The Gales are a talented and driven pair, as involved in disabled rights as they are in LGBT (lesbian, gay, bisexual and transgender) issues. Robert, who formerly worked under the surname Softley, is a highly successful writer and performer, whose show at last year's Fringe, If These Spasms Could Speak, was a touching and personal account of everyday life as a disabled person. Robert has cerebral palsy, caused by lack of oxygen at his birth.

The couple also have a cracking story of the day they met in 2005. It was the week of the G8 summit at Gleneagles. Nathan was performing in a production of a play written by Robert about a 23-year-old activist was shot dead at the 2001 summit in Genoa. Watching from the audience, Robert was struck by the young man who played the role. They met up later and the following day, both became involved in some protests and later found themselves stuck in a Gleneagles pub with no transport home. A madcap road trip on Robert's electric wheelchair ensued. Thus, a romance was born.
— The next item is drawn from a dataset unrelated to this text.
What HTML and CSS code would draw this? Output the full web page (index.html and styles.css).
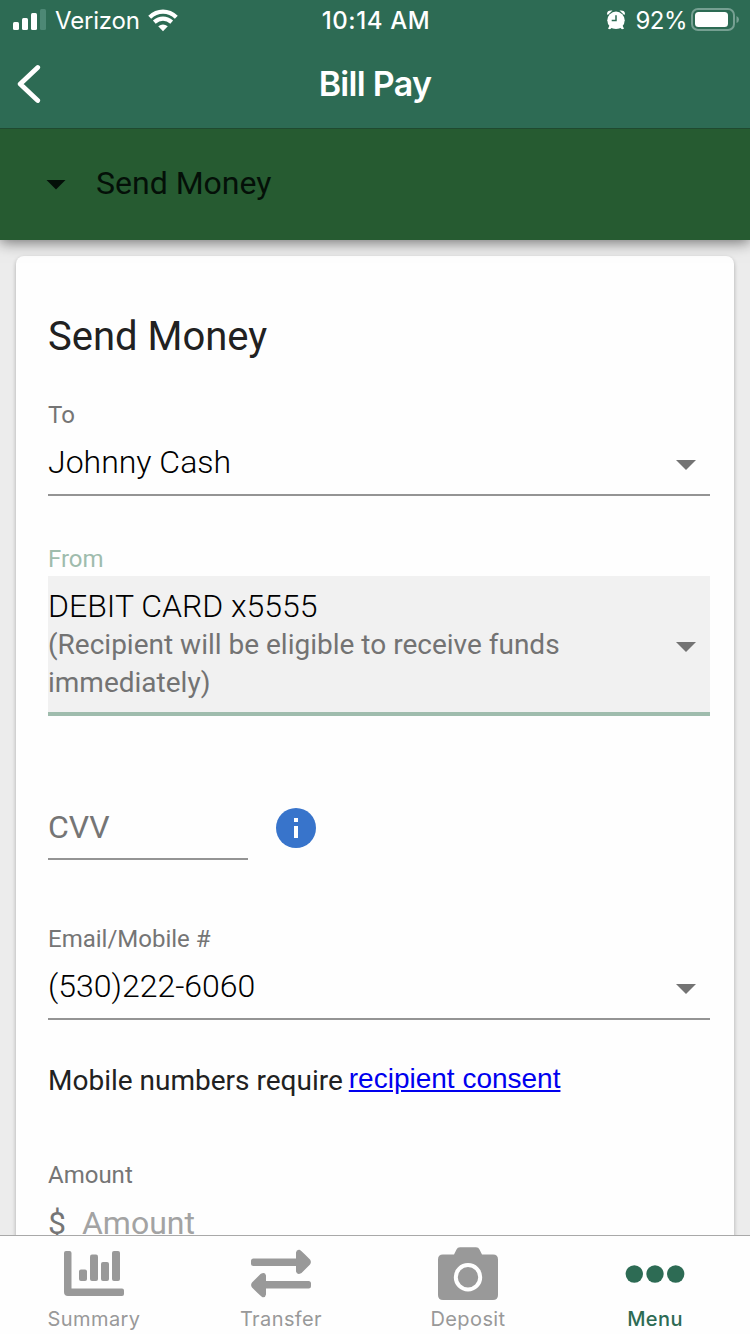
FILE: index.html
```html
<!DOCTYPE html>
<html lang="en">
<head>
<meta charset="utf-8">
<title>Bill Pay</title>
<link rel="stylesheet" href="styles.css">
</head>
<body>
<div class="app">
  <header class="header">
    <div class="status">
      <div class="status-left">
        <svg class="signal" width="34" height="22" viewBox="0 0 34 22"><g fill="#fff"><rect x="0" y="13" width="6" height="8" rx="1.5"/><rect x="9" y="9" width="6" height="12" rx="1.5"/><rect x="18" y="4" width="6" height="17" rx="1.5"/><rect x="27" y="0" width="6" height="21" rx="1.5" fill="#4d8875"/></g></svg>
        <span class="carrier">Verizon</span>
        <svg class="wifi" width="30" height="23" viewBox="0 0 30 23"><g fill="none" stroke="#fff" stroke-width="4.2"><path d="M1.7 8.2Q7.6 2.6 15 2.6T28.3 8.2"/><path d="M6.300 13.200Q10.400 9.700 15 9.700T23.700 13.200"/></g><path fill="#fff" d="M10.200 17.300Q15 13.500 19.800 17.300L15 22.200Z"/></svg>
      </div>
      <span class="clock">10:14 AM</span>
      <div class="status-right">
        <svg class="alarm" width="18" height="20" viewBox="0 0 18 20"><g fill="#fff"><path d="M0 4Q0 0 5.5.6L.8 4.9ZM18 4Q18 0 12.500.6L17.200 4.900Z"/><path d="M2.500 15.500L1 18.800 3 19.300 6 17ZM15.500 15.500L17 18.800 15 19.300 12 17Z"/><circle cx="9" cy="10.300" r="8.700"/></g><path d="M9 5.300V10.500H4.700" fill="none" stroke="#2d6b54" stroke-width="1.500"/></svg>
        <span class="percent">92%</span>
        <svg class="battery" width="48" height="24" viewBox="0 0 48 24"><rect x="1" y="1" width="42" height="21" rx="6" fill="none" stroke="#76a092" stroke-width="2"/><rect x="4" y="4" width="33" height="15" rx="3.500" fill="#fff"/><path d="M45.500 8Q48 9 48 11.500T45.500 15Z" fill="#76a092"/></svg>
      </div>
    </div>
    <div class="titlebar">
      <svg class="back" width="24" height="40" viewBox="0 0 24 40"><path d="M20.700 3.500L3.200 20 20.700 36.500" fill="none" stroke="#fff" stroke-width="4.800" stroke-linecap="round" stroke-linejoin="round"/></svg>
      <h1 class="title">Bill Pay</h1>
    </div>
  </header>

  <div class="section-bar">
    <span class="caret caret-dark"></span>
    <span class="section-name">Send Money</span>
  </div>

  <main class="content">
    <form class="card">
      <h2 class="card-title">Send Money</h2>
      <div class="field to">
        <label class="label label-to">To</label>
        <div class="select"><span class="value name">Johnny Cash</span><span class="caret"></span></div>
      </div>
      <div class="field from">
        <label class="label label-from">From</label>
        <div class="select select-focus">
          <div class="source"><span class="value account">DEBIT CARD x5555</span><span class="hint">(Recipient will be eligible to receive funds<br>immediately)</span></div>
          <span class="caret"></span>
        </div>
      </div>
      <div class="cvv-row">
        <div class="cvv">CVV</div>
        <svg class="info" width="40" height="40" viewBox="0 0 40 40"><circle cx="20" cy="20" r="20" fill="#3874cb"/><path d="M18 10h4v4h-4zM18 18h4v12h-4z" fill="#fff"/></svg>
      </div>
      <div class="field contact">
        <label class="label label-contact">Email/Mobile #</label>
        <div class="select"><span class="value phone">(530)222-6060</span><span class="caret"></span></div>
      </div>
      <p class="consent"><span class="consent-text">Mobile numbers require</span><a class="link" href="#">recipient consent</a></p>
      <div class="field amount">
        <label class="label label-amount">Amount</label>
        <div class="amount-input"><span class="dollar">$</span><span class="placeholder">Amount</span></div>
      </div>
    </form>
  </main>

  <nav class="tabs">
    <div class="tab">
      <svg class="tab-icon" width="60" height="54" viewBox="0 0 60 54"><g fill="#999"><path d="M2 3H5.500Q7.500 3 7.500 5V40.500H58Q60 40.500 60 42.500V46Q60 48 58 48H4Q0 48 0 44V5Q0 3 2 3Z"/><rect x="15" y="21.500" width="8" height="11.500" rx="2"/><rect x="26" y="6.500" width="8" height="26.500" rx="2"/><rect x="37" y="14" width="8" height="19" rx="2"/><rect x="48" y="3" width="8" height="30" rx="2"/></g></svg>
      <span class="tab-label">Summary</span>
    </div>
    <div class="tab">
      <svg class="tab-icon" width="60" height="54" viewBox="0 0 60 54"><g fill="#999"><path d="M2.500 10.500H45V4.500Q45.500 1.300 48.500 1.800 50 2.500 59 11.500 60.800 14 59 16.500L50.500 25Q46 27.500 45 23.500V18H2.500Q0 18 0 15.500V13Q0 10.500 2.500 10.500Z"/><path transform="rotate(180 30 25.500)" d="M2.500 10.500H45V4.500Q45.500 1.300 48.500 1.800 50 2.500 59 11.500 60.800 14 59 16.500L50.500 25Q46 27.500 45 23.500V18H2.500Q0 18 0 15.500V13Q0 10.500 2.500 10.500Z"/></g></svg>
      <span class="tab-label">Transfer</span>
    </div>
    <div class="tab">
      <svg class="tab-icon" width="60" height="54" viewBox="0 0 60 54"><path fill="#999" d="M5 6.500H16L18.500 1.500Q19.500-.7 22-.7H38Q40.500-.7 41.500 1.500L44 6.500H55Q60 6.500 60 11.500V47Q60 52 55 52H5Q0 52 0 47V11.500Q0 6.500 5 6.500Z"/><circle cx="30" cy="29.300" r="12.200" fill="none" stroke="#fff" stroke-width="4"/></svg>
      <span class="tab-label">Deposit</span>
    </div>
    <div class="tab tab-active">
      <svg class="tab-icon" width="60" height="54" viewBox="0 0 60 54"><g fill="#2d6b54"><circle cx="9.300" cy="26" r="8.700"/><circle cx="30" cy="26" r="8.700"/><circle cx="50.700" cy="26" r="8.700"/></g></svg>
      <span class="tab-label">Menu</span>
    </div>
  </nav>
</div>
</body>
</html>
```

FILE: styles.css
```css
* { box-sizing: border-box; }
body { margin: 0; background: #ececec; }
h1, h2, p { margin: 0; font-weight: 400; }
svg { display: block; flex: none; }

.app {
  display: flex;
  flex-direction: column;
  width: 750px;
  height: 1334px;
  overflow: hidden;
  font-family: Roboto, sans-serif;
  white-space: nowrap;
}

.header {
  flex: none;
  height: 129px;
  background: #2d6b54;
  border-bottom: 1px solid #1f4a30;
  color: #fff;
  font-family: Inter, sans-serif;
}
.status {
  display: grid;
  grid-template-columns: 1fr auto 1fr;
  align-items: center;
  height: 40px;
  padding: 0 11px 0 13px;
  font-size: 24px;
  line-height: 38px;
}
.status-left, .status-right { display: flex; align-items: center; }
.status-right { justify-content: flex-end; }
.carrier { margin-left: 8px; padding-top: 2px; letter-spacing: -0.2px; }
.wifi { margin-left: 8px; }
.clock { padding-top: 2px; font-weight: 500; letter-spacing: 0.6px; }
.percent { margin: 0 4px 0 10px; padding-top: 2px; letter-spacing: -0.5px; }
.titlebar {
  display: grid;
  grid-template-columns: 24px 1fr 24px;
  align-items: center;
  height: 88px;
  padding: 0 17px;
}
.title { text-align: center; font-size: 34px; font-weight: 600; letter-spacing: -0.7px; line-height: 44px; }

.section-bar {
  flex: none;
  display: flex;
  align-items: center;
  height: 111px;
  padding-left: 46px;
  background: #265b31;
  box-shadow: 0 2px 14px rgba(0, 0, 0, 0.55);
  clip-path: inset(0 0 -30px 0);
  z-index: 1;
}
.section-name { margin-left: 30px; color: #041008; font-size: 32px; line-height: 40px; padding-bottom: 4px; }

.caret {
  flex: none;
  width: 20px;
  height: 10px;
  margin-top: 4px;
  background: #737373;
  clip-path: polygon(0 0, 100% 0, 50% 100%);
}
.caret-dark { margin-top: 0; background: #041008; }

.content { flex: 1; min-height: 0; padding: 16px 16px 0; overflow: hidden; }
.card {
  height: 1100px;
  padding: 49px 24px 0 32px;
  background: #fefefe;
  border-radius: 8px;
  box-shadow: 0 2px 4px rgba(0, 0, 0, 0.28);
}
.card-title { color: #212121; font-size: 40px; line-height: 64px; }
.label { display: block; color: #757575; font-size: 24px; line-height: 28px; }
.select {
  display: flex;
  align-items: center;
  justify-content: space-between;
  height: 67px;
  padding: 3px 14px 0 0;
  border-bottom: 2px solid #949494;
}
.value { color: #000; font-size: 32px; font-weight: 300; line-height: 40px; }
.name, .phone { margin-bottom: 2px; }
.to { margin-top: 32px; }
.from { margin-top: 49px; }
.label-from { color: #9fbcad; height: 31px; }
.select-focus { height: 140px; padding-top: 0; border-bottom: 4px solid #9fbcad; background: #f1f1f1; }
.select-focus .caret { margin-top: 6px; }
.source { display: flex; flex-direction: column; }
.hint { color: #737373; font-size: 28px; line-height: 38px; }
.cvv-row { display: flex; align-items: center; gap: 28px; height: 64px; margin-top: 80px; }
.cvv { width: 200px; height: 64px; color: #757575; font-size: 32px; line-height: 62px; border-bottom: 2px solid #949494; }
.contact { margin-top: 65px; }
.consent { display: flex; align-items: baseline; margin-top: 41px; color: #212121; font-size: 28px; line-height: 40px; }
.link { color: #0000ee; font-family: "Liberation Sans", Arial, sans-serif; margin: 0 0 0 6px; align-self: flex-start; line-height: 36px; }
.amount { margin-top: 60px; }
.amount-input { display: flex; align-items: center; height: 68px; font-size: 32px; line-height: 40px; color: #757575; }
.placeholder { margin-left: 16px; color: #a3a3a3; }

.tabs {
  flex: none;
  display: grid;
  grid-template-columns: repeat(4, 187px);
  height: 99px;
  border-top: 1px solid #a9a9a9;
  background: #fefefe;
  color: #999;
  font-family: Inter, sans-serif;
  z-index: 1;
}
.tab { display: flex; flex-direction: column; align-items: center; padding-top: 12px; }
.tab-icon { overflow: visible; }
.tab-label { margin: 5px 0 0 1px; font-size: 20px; line-height: 24px; letter-spacing: 0.4px; }
.tab-active { color: #2d6b54; font-weight: 500; }
```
Asked what makes for a good marriage, Nathan sums it up in one word: compromise. "I think it's nice when you make compromises for another person that you love. My parents have a good marriage. I've always looked up to them.

"I guess I learned from them that you've got to really work at it. I think just looking at them and their relationship was one of the reasons I was keen to get married. beecause I'd seen that it was something really positive and lovely."

Of course, not every same-sex couple wants to be married. Some are quite happy with a civil partnership, and in their own eyes, Robert and Nathan are already married.

What difference did the civil partnership ceremony make to their relationship? "I think we both felt like our relationship had more validity," says Nathan. "In other people's eyes as a gay couple, sometimes your relationship isn't given as much respect as other mixed-sex relationships. Having a civil partnership got rid of that - a bit."

Perhaps equal marriage itself will help a bit more.